How to Get Your First Developer Job
I've hired roughly 30 developers where the job would be their first professional position as a developer. I interviewed nearly 150 candidates. I reviewed resumes for about 300 candidates.
None of this is certainly going to get you hired, the goal is to just improve your odds. Also, each hiring manager is different. Sometimes the person doing the screening and first line interview may not have ever coded. This advice is much geared to increasing your odds with a hiring manager who is technical.
Github timeline
At the screening stage one powerful hack was to look at the applicat's Github timeline. All else being equal, I probably could have done ok just hiring the individuals with more activity in our target language.
Looking at the GH timeline also was a good reality check against the career story that the candidate would tell.

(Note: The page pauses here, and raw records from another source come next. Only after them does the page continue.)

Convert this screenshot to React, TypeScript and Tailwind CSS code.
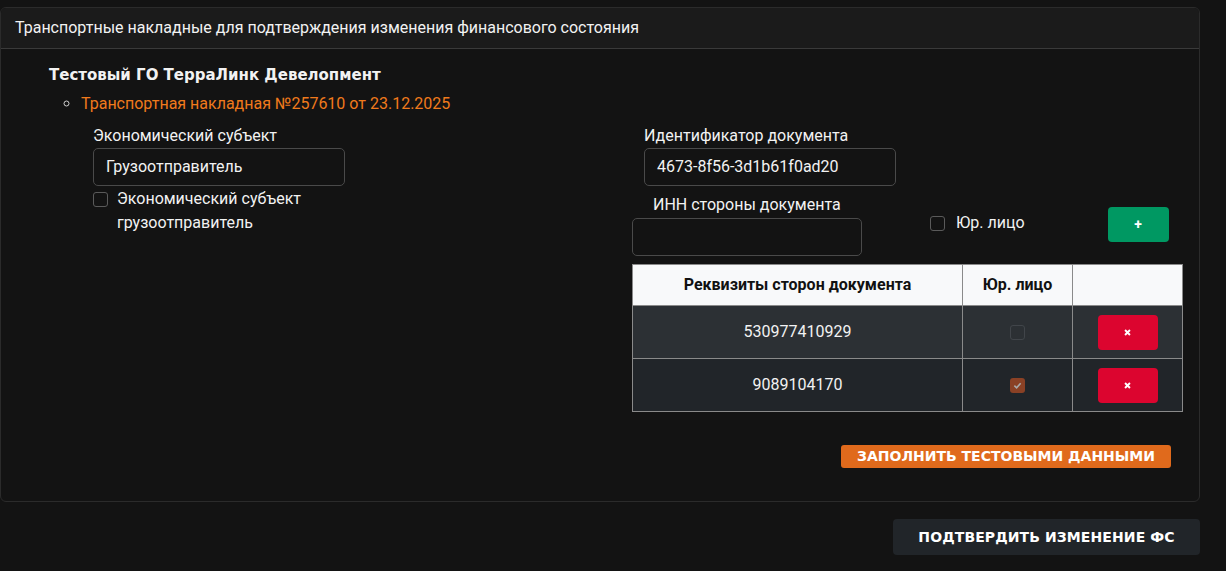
import React from "react";

const body = { fontFamily: "Roboto, 'Liberation Sans', sans-serif" };
const heavy = { fontFamily: "'DejaVu Sans', 'Open Sans', sans-serif" };

function Box({ checked = false, dim = false }: { checked?: boolean; dim?: boolean }) {
  if (checked) {
    return (
      <span className="flex h-[15px] w-[15px] items-center justify-center rounded-[3px] bg-[#8a4125]">
        <svg width="9" height="9" viewBox="0 0 10 10">
          <path d="M1.5 5.2 L4 7.5 L8.5 2.5" stroke="#a9a9a9" strokeWidth="1.8" fill="none" />
        </svg>
      </span>
    );
  }
  return (
    <span
      className={`block h-[15px] w-[15px] rounded-[3px] border ${dim ? "border-[#41454a]" : "border-[#5a5a5a]"}`}
    />
  );
}

function RemoveButton() {
  return (
    <button className="flex h-[35px] w-[60px] items-center justify-center rounded-[4px] bg-[#dc052f]">
      <svg width="7" height="7" viewBox="0 0 8 8">
        <path d="M1.2 1.2 L6.8 6.8 M6.8 1.2 L1.2 6.8" stroke="#fff" strokeWidth="2.2" />
      </svg>
    </button>
  );
}

const parties = [
  { inn: "530977410929", legal: false, bg: "bg-[#2c3034]" },
  { inn: "9089104170", legal: true, bg: "bg-[#212529]" },
];

export default function App() {
  return (
    <div className="min-h-[571px] w-[1226px] bg-[#131313] pt-[7px] text-[#f2f2f2]" style={body}>
      <section className="w-[1200px] overflow-hidden rounded-[6px] border border-[#2b2b2b] bg-[#131313]">
        <header className="flex h-[41px] items-center border-b border-[#3a3a3a] bg-[#1b1b1b] px-[14px] text-[16px]">
          Транспортные накладные для подтверждения изменения финансового состояния
        </header>

        <div className="pb-[33px] pl-[48px] pr-[16px] pt-[16px]">
          <h3 className="text-[15px] font-bold leading-[20px]" style={heavy}>
            Тестовый ГО ТерраЛинк Девелопмент
          </h3>
          <ul className="mt-[9px] list-[circle] pl-[32px] text-[16px] leading-[20px] text-[#f07a1c] marker:text-[#d0d0d0]">
            <li>Транспортная накладная №257610 от 23.12.2025</li>
          </ul>

          <div className="mt-[12px] flex">
            {/* left column */}
            <div className="ml-[44px] w-[252px]">
              <label className="block text-[16px] leading-[20px]">Экономический субъект</label>
              <div className="mt-[2px] flex h-[38px] items-center rounded-[5px] border border-[#4a4a4a] px-[12px] text-[16px]">
                Грузоотправитель
              </div>
              <div className="mt-[5px] flex items-start gap-[9px]">
                <span className="mt-[1px]">
                  <Box />
                </span>
                <span className="text-[16px] leading-[24px] -mt-[4px]">
                  Экономический субъект
                  <br />
                  грузоотправитель
                </span>
              </div>
            </div>

            {/* right column */}
            <div className="ml-[287px] w-[551px]">
              <div className="pl-[12px]">
                <label className="block text-[16px] leading-[20px]">Идентификатор документа</label>
                <div className="mt-[2px] flex h-[38px] w-[252px] items-center rounded-[5px] border border-[#4a4a4a] px-[12px] text-[16px]">
                  4673-8f56-3d1b61f0ad20
                </div>
              </div>

              <div className="mt-[9px] flex items-start">
                <div className="w-[230px]">
                  <label className="block pl-[21px] text-[16px] leading-[20px]">ИНН стороны документа</label>
                  <div className="mt-[3px] h-[38px] rounded-[5px] border border-[#4a4a4a]" />
                </div>
                <div className="ml-[68px] mt-[18px] flex h-[20px] items-center gap-[11px]">
                  <Box />
                  <span className="text-[16px] leading-[20px]">Юр. лицо</span>
                </div>
                <button
                  className="ml-[83px] mt-[12px] flex h-[35px] w-[61px] items-center justify-center rounded-[4px] bg-[#009862] text-[14px] font-bold text-white"
                >
                  +
                </button>
              </div>

              <table className="mt-[8px] w-[551px] border-collapse text-center">
                <thead>
                  <tr className="h-[41px] bg-[#f8f9fa] text-[16px] font-bold text-[#111]">
                    <th className="w-[330px] border border-[#8a8a8a] font-bold">Реквизиты сторон документа</th>
                    <th className="w-[110px] border border-[#8a8a8a] font-bold">Юр. лицо</th>
                    <th className="border border-[#8a8a8a]" />
                  </tr>
                </thead>
                <tbody>
                  {parties.map((p) => (
                    <tr key={p.inn} className={`h-[53px] ${p.bg} text-[16px]`}>
                      <td className="border border-[#8a8a8a]">{p.inn}</td>
                      <td className="border border-[#8a8a8a]">
                        <div className="flex justify-center">
                          <Box checked={p.legal} dim />
                        </div>
                      </td>
                      <td className="border border-[#8a8a8a]">
                        <div className="flex justify-center">
                          <RemoveButton />
                        </div>
                      </td>
                    </tr>
                  ))}
                </tbody>
              </table>

              <div className="mt-[33px] flex justify-end pr-[12px]">
                <button
                  className="flex h-[23px] w-[330px] items-center justify-center rounded-[3px] bg-[#e06a1c] text-[14px] font-bold text-white"
                  style={heavy}
                >
                  ЗАПОЛНИТЬ ТЕСТОВЫМИ ДАННЫМИ
                </button>
              </div>
            </div>
          </div>
        </div>
      </section>

      <div className="mt-[17px] flex w-[1200px] justify-end">
        <button
          className="flex h-[36px] w-[307px] items-center justify-center rounded-[4px] bg-[#212529] text-[14px] font-bold tracking-[0.1px] text-white"
          style={heavy}
        >
          ПОДТВЕРДИТЬ ИЗМЕНЕНИЕ ФС
        </button>
      </div>
    </div>
  );
}
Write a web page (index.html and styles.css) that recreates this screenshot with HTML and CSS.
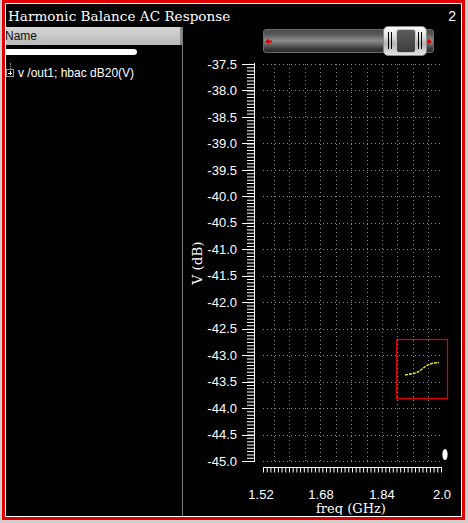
FILE: index.html
```html
<!DOCTYPE html>
<html>
<head>
<meta charset="utf-8">
<title>Harmonic Balance AC Response</title>
<link rel="stylesheet" href="styles.css">
</head>
<body>
<div class="screen">
  <div class="frame">
    <div class="inner">
      <div class="titlebar">
        <span class="title">Harmonic Balance AC Response</span>
        <span class="num">2</span>
      </div>
      <div class="main">
        <div class="tree">
          <div class="tree-head"><span>Name</span></div>
          <div class="redact"></div>
          <div class="tree-row">
            <span class="expander"><span class="stem"></span></span>
            <span class="label">v /out1; hbac dB20(V)</span>
          </div>
        </div>
        <div class="graph">
          <div class="slider-row">
            <div class="slider">
              <svg class="arrow" width="7" height="7" viewBox="0 0 7 7"><path d="M0 3.5L4 0.5V2.5H7V4.5H4V6.5Z" fill="#e00000"/></svg>
              <svg class="arrow" width="7" height="7" viewBox="0 0 7 7"><path d="M7 3.5L3 0.5V2.5H0V4.5H3V6.5Z" fill="#e00000"/></svg>
              <div class="thumb">
                <span class="grip grip-l"></span>
                <span class="knob"></span>
                <span class="grip grip-r"></span>
              </div>
            </div>
          </div>
          <svg class="plot" width="278" height="461" viewBox="183 54 278 461">
            <path class="grid" d="M263 64.5H441M263 90.5H441M263 117.5H441M263 143.5H441M263 170.5H441M263 196.5H441M263 223.5H441M263 249.5H441M263 276.5H441M263 302.5H441M263 329.5H441M263 355.5H441M263 382.5H441M263 408.5H441M263 435.5H441M263 461.5H441"/>
            <path class="grid" d="M274.5 64V462M289.5 64V462M305.5 64V462M320.5 64V462M336.5 64V462M351.5 64V462M367.5 64V462M382.5 64V462M397.5 64V462M413.5 64V462M428.5 64V462"/>
            <path class="axis" d="M254.5 63V462"/>
            <path class="axis" d="M242 64.5H254M242 90.5H254M242 117.5H254M242 143.5H254M242 170.5H254M242 196.5H254M242 223.5H254M242 249.5H254M242 276.5H254M242 302.5H254M242 329.5H254M242 355.5H254M242 382.5H254M242 408.5H254M242 435.5H254M242 461.5H254"/>
            <line class="minor" x1="250.5" y1="64" x2="250.5" y2="462" stroke-width="7" stroke-dasharray="1 2.3083"/>
            <path class="axis" d="M263 467.5H442"/>
            <line class="minor" x1="263" y1="470" x2="442" y2="470" stroke-width="5" stroke-dasharray="1 2.708"/>
            <g class="ylab">
              <text x="237" y="68.6">-37.5</text>
              <text x="237" y="95.1">-38.0</text>
              <text x="237" y="121.5">-38.5</text>
              <text x="237" y="148">-39.0</text>
              <text x="237" y="174.5">-39.5</text>
              <text x="237" y="201">-40.0</text>
              <text x="237" y="227.4">-40.5</text>
              <text x="237" y="253.9">-41.0</text>
              <text x="237" y="280.4">-41.5</text>
              <text x="237" y="306.8">-42.0</text>
              <text x="237" y="333.3">-42.5</text>
              <text x="237" y="359.8">-43.0</text>
              <text x="237" y="386.2">-43.5</text>
              <text x="237" y="412.7">-44.0</text>
              <text x="237" y="439.2">-44.5</text>
              <text x="237" y="465.6">-45.0</text>
            </g>
            <g class="xlab">
              <text x="261" y="498.5">1.52</text>
              <text x="321" y="498.5">1.68</text>
              <text x="382" y="498.5">1.84</text>
              <text x="442" y="498.5">2.0</text>
            </g>
            <text class="serif xtitle" x="351" y="512.5" text-anchor="middle">freq (GHz)</text>
            <text class="serif" transform="translate(201.5 263) rotate(-90)" text-anchor="middle">V (dB)</text>
            <rect class="zoombox" x="396.5" y="339.5" width="51" height="59"/>
            <polyline class="trace" points="405,375 410,374 414,373.5 418,372 422,369 426,366 430,364 434,363 439,362.5"/>
            <ellipse cx="445" cy="454.5" rx="2.6" ry="5.5" fill="#fff"/>
          </svg>
        </div>
      </div>
    </div>
  </div>
</div>
</body>
</html>
```
FILE: styles.css
```css
* { box-sizing: border-box; }
html, body {
  margin: 0;
  width: 468px;
  height: 523px;
  overflow: hidden;
  background: #cfcfcf;
}
.screen {
  height: 523px;
  padding: 0 3px 3px 2px;
}
.frame {
  height: 100%;
  border: 3px solid #e00000;
}
.inner {
  height: 100%;
  border: 1px solid #ffffff;
  background: #000;
  display: flex;
  flex-direction: column;
}
.titlebar {
  height: 23px;
  flex: none;
  display: flex;
  align-items: center;
  justify-content: space-between;
  padding: 0 5px 0 2px;
  color: #fff;
}
.title {
  font-family: "DejaVu Serif", serif;
  font-size: 13.6px;
}
.num {
  font-family: "Liberation Sans", sans-serif;
  font-size: 14px;
}
.main {
  flex: 1;
  display: flex;
  min-height: 0;
}
.tree {
  width: 177px;
  flex: none;
  border-right: 1px solid #7c7c7c;
  display: flex;
  flex-direction: column;
}
.tree-head {
  height: 18px;
  flex: none;
  background: linear-gradient(#d6d6d6, #b8b8b8);
  border-right: 2px solid #8a8a8a;
  display: flex;
  align-items: center;
  font-family: "Liberation Sans", sans-serif;
  font-size: 12px;
  color: #111;
  overflow: hidden;
}
.tree-head span { margin-left: -1px; }
.redact {
  margin-top: 4px;
  width: 131px;
  height: 6px;
  background: #fff;
  border-radius: 0 3px 3px 0;
}
.tree-row {
  margin-top: 12px;
  height: 12px;
  display: flex;
  align-items: center;
  gap: 4px;
}
.expander {
  position: relative;
  width: 8px;
  height: 8px;
  border: 1px solid #9a9a9a;
  background:
    linear-gradient(#fff, #fff) center / 4px 1px no-repeat,
    linear-gradient(#fff, #fff) center / 1px 4px no-repeat,
    #000;
}
.stem {
  position: absolute;
  left: 3px;
  top: -7px;
  height: 6px;
  border-left: 1px dotted #888;
}
.label {
  font-family: "Liberation Sans", sans-serif;
  font-size: 12px;
  line-height: 12px;
  color: #fff;
}
.graph {
  flex: 1;
  display: flex;
  flex-direction: column;
}
.slider-row {
  height: 27px;
  flex: none;
  padding: 2px 0 0 80px;
}
.slider {
  position: relative;
  width: 171px;
  height: 24px;
  border: 1px solid #6a6a6a;
  border-radius: 3px;
  background: linear-gradient(#4a4a4a 0%, #5a5a5a 20%, #8c8c8c 48%, #6a6a6a 65%, #3a3a3a 85%, #2a2a2a 100%);
  display: flex;
  align-items: center;
  justify-content: space-between;
  padding: 0 1px 0 1px;
}
.arrow { display: block; }
.thumb {
  position: absolute;
  left: 119px;
  top: -4px;
  width: 44px;
  height: 30px;
  border: 1px solid #8a8a8a;
  border-radius: 5px;
  background: linear-gradient(#fbfbfb, #dedede 35%, #b4b4b4 60%, #e4e4e4 100%);
}
.knob {
  position: absolute;
  left: 12px;
  top: 2px;
  width: 20px;
  height: 24px;
  border: 1px solid #c8c8c8;
  border-radius: 3px;
  background: linear-gradient(#5e5e5e, #3c3c3c);
}
.grip {
  position: absolute;
  top: 5px;
  width: 4px;
  height: 17px;
  border-left: 1px solid #000;
  border-right: 1px solid #000;
}
.grip-l { left: 4px; }
.grip-r { left: 34px; }
.plot { display: block; }
.plot .grid {
  fill: none;
  stroke: #8a8a8a;
  stroke-width: 1;
  stroke-dasharray: 1 3;
}
.plot .axis {
  fill: none;
  stroke: #fff;
  stroke-width: 1;
}
.plot .minor { stroke: #fff; }
.plot text {
  font-family: "Liberation Sans", sans-serif;
  font-size: 13px;
  fill: #fff;
}
.plot .ylab text { text-anchor: end; }
.plot .xlab text { text-anchor: middle; }
.plot text.serif {
  font-family: "DejaVu Serif", serif;
  font-size: 13.5px;
}
.plot text.xtitle { font-size: 13px; }
.zoombox {
  fill: none;
  stroke: #e00000;
  stroke-width: 1.2;
}
.trace {
  fill: none;
  stroke: #f0f000;
  stroke-width: 1.4;
  stroke-dasharray: 3 1;
}
```
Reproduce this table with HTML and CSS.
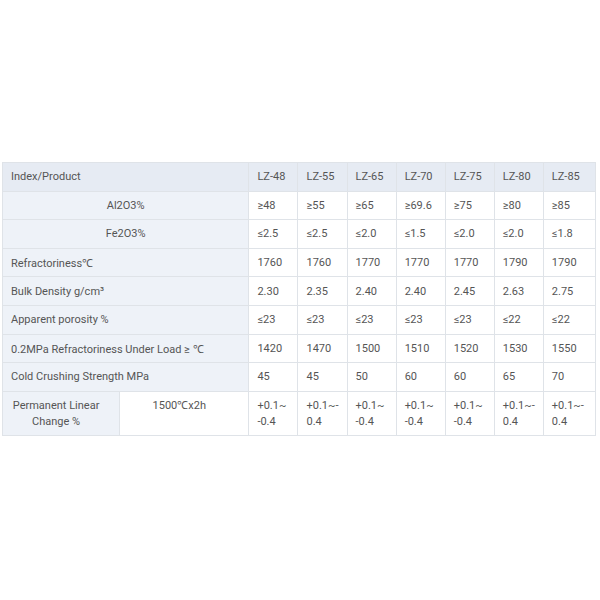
FILE: index.html
```html
<!DOCTYPE html>
<html>
<head>
<meta charset="utf-8">
<link rel="stylesheet" href="styles.css">
</head>
<body>
<div class="wrap">
<table class="spec">
<colgroup>
<col class="c-a"><col class="c-b">
<col class="c-v"><col class="c-v"><col class="c-v"><col class="c-v"><col class="c-v"><col class="c-v"><col class="c-last">
</colgroup>
<tr class="head"><td colspan="2">Index/Product</td><td>LZ-48</td><td>LZ-55</td><td>LZ-65</td><td>LZ-70</td><td>LZ-75</td><td>LZ-80</td><td>LZ-85</td></tr>
<tr><th colspan="2" class="center">Al2O3%</th><td>≥48</td><td>≥55</td><td>≥65</td><td>≥69.6</td><td>≥75</td><td>≥80</td><td>≥85</td></tr>
<tr><th colspan="2" class="center">Fe2O3%</th><td>≤2.5</td><td>≤2.5</td><td>≤2.0</td><td>≤1.5</td><td>≤2.0</td><td>≤2.0</td><td>≤1.8</td></tr>
<tr><th colspan="2">Refractoriness℃</th><td>1760</td><td>1760</td><td>1770</td><td>1770</td><td>1770</td><td>1790</td><td>1790</td></tr>
<tr><th colspan="2">Bulk Density g/cm³</th><td>2.30</td><td>2.35</td><td>2.40</td><td>2.40</td><td>2.45</td><td>2.63</td><td>2.75</td></tr>
<tr><th colspan="2">Apparent porosity %</th><td>≤23</td><td>≤23</td><td>≤23</td><td>≤23</td><td>≤23</td><td>≤22</td><td>≤22</td></tr>
<tr><th colspan="2">0.2MPa Refractoriness Under Load ≥ ℃</th><td>1420</td><td>1470</td><td>1500</td><td>1510</td><td>1520</td><td>1530</td><td>1550</td></tr>
<tr><th colspan="2">Cold Crushing Strength MPa</th><td>45</td><td>45</td><td>50</td><td>60</td><td>60</td><td>65</td><td>70</td></tr>
<tr class="tall"><th class="center shift">Permanent Linear<br>Change %</th><td class="center top shift">1500℃x2h</td><td>+0.1~<br>-0.4</td><td>+0.1~-<br>0.4</td><td>+0.1~<br>-0.4</td><td>+0.1~<br>-0.4</td><td>+0.1~<br>-0.4</td><td>+0.1~-<br>0.4</td><td>+0.1~-<br>0.4</td></tr>
</table>
</div>
</body>
</html>
```
FILE: styles.css
```css
html, body { margin: 0; padding: 0; background: #fff; }
.wrap { padding: 162px 4px 0 2px; }
.spec {
  border-collapse: collapse;
  width: 594px;
  table-layout: fixed;
  font-family: Roboto, "Liberation Sans", sans-serif;
  font-size: 11px;
  color: #555;
}
.c-a { width: 117px; }
.c-b { width: 129px; }
.c-v { width: 49px; }
.c-last { width: 52px; }
.spec td, .spec th {
  border: 1px solid #dfe3e8;
  padding: 0 8px;
  height: 27.6px;
  text-align: left;
  font-weight: normal;
  vertical-align: middle;
  white-space: nowrap;
}
.spec th { background: #eef2f8; }
.spec .head td { background: #e6ebf3; }
.spec .center { text-align: center; }
.spec .tall td, .spec .tall th { height: 37px; line-height: 16px; vertical-align: top; padding-top: 6px; }
.spec .tall .shift { padding-left: 3px; padding-right: 13px; }
.spec .tall td.top { background: #fff; }
```
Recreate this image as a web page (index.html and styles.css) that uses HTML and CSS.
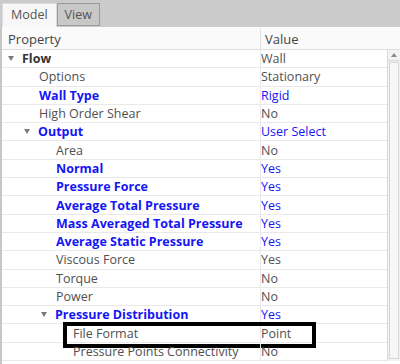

"Oh I've really been getting into python and machine learning" (checks github) no python repos, 3 commits in last 3 months. hmmm..
vs
"I've been experimenting with a few front end frameworks hosted on different platforms to try to learn common coding and hosting patterns." (checks github) Four differnt front end framework repos, each a similar app, all hosted on free services. 3-5 commits a week for past few months.
Notice how the second trajectory syncs to the history, whereas the first one doesn't. Given two candiates that seemed equally as strong I would lean towards the one that had a more consistent history. 3-5 dots / week for 6 months was better than a wall of comimts over the last 6 weeks.
tldr: As your math teacher said, show your work.
Understanding the Why
As a manager I wanted to explain our goals as a company. Then explain our goals for a project. Then describe the feature we were looking to build. What button was needed on which page, or how to store what data only mattered in the context of the user/customer accomplishing their goal.
During the interview process I wanted to see if the candidate was connected to the why of what they were doing and could explain how thier actions flowed from their own thinking connected to that why.
Often times school projects have a constraint imposed to drive practice with a particular concept. This creates some areas of subtley in describing the why for those projects. Here is an example:
Q: Why did you use Jupyter Notebooks and Pandas?
A: I don't know. Its what we used for that class. The lab was to run word frequency analysis on books.
vs
A: The goal was to practice the NLP we were learning in class. I had been reading alot of Sci-Fi so thought it would be fun to do pro-noun usage comparisons between male and female authors. I couldn't find the data easily, but I found all the books for one author, so I compared the first half their career to second half.
Even if
tldr: explain the goal not just the steps/techniques to achieve it.
Story Telling
My experience of writing software is that it is a journey into the unknown. I need to study, learn and plan, but also respond to the unexpected. When interviewing I wanted to ensure that the candidates had the right skills and attitude to confront the unknown and find a way through.
The best was when a story of debugging came up naturally. However sometimes I would try to prompt it with questions like:
- What problems did you encounter in that project? What did you learn?
- Tell me about a time you couldn't solve a technical problem, what did you do?
I was looking to the candidate to be able to describe:
- what they attempted
- the why of what they were attempting
- what broke/failed
- how it failed
- their thinking about approach to solve
- what they tried to do to fix the issue that didn't work
- how they approached the failure
- the technical specifics of what they tried
- what the failure looked like
- their approach to find a solution
- how they fixed the issue
- the technical specifics of what they learned
tldr: writing software is solving problems you haven't solved, tell me a story of your hero's journey.
Demonstration of Team Ability / Cooperation
Software is rarely built by one genius alone in a cave. Software and companies are a team sport. Rarely could I tell how good of a teammate someone would be. However, I certainly passed on candidates that didn't seem to have a collaborative orientation.
Examples of failures:
- bad mouthing former teammates
- a pattern of interrupting me or talking over me during the interview
- using I to describe all the work done on a team project but then not being able to explain the details and only when pressed admitting that a team mate completed that part of the project
tldr: software is a team sport, show you can work well on a team
Summary
None of this will get you a job for sure. Hopefully this will help you improve your chances of getting hired. If you are just starting out on a career change or planning for a professional coding job, you can do it.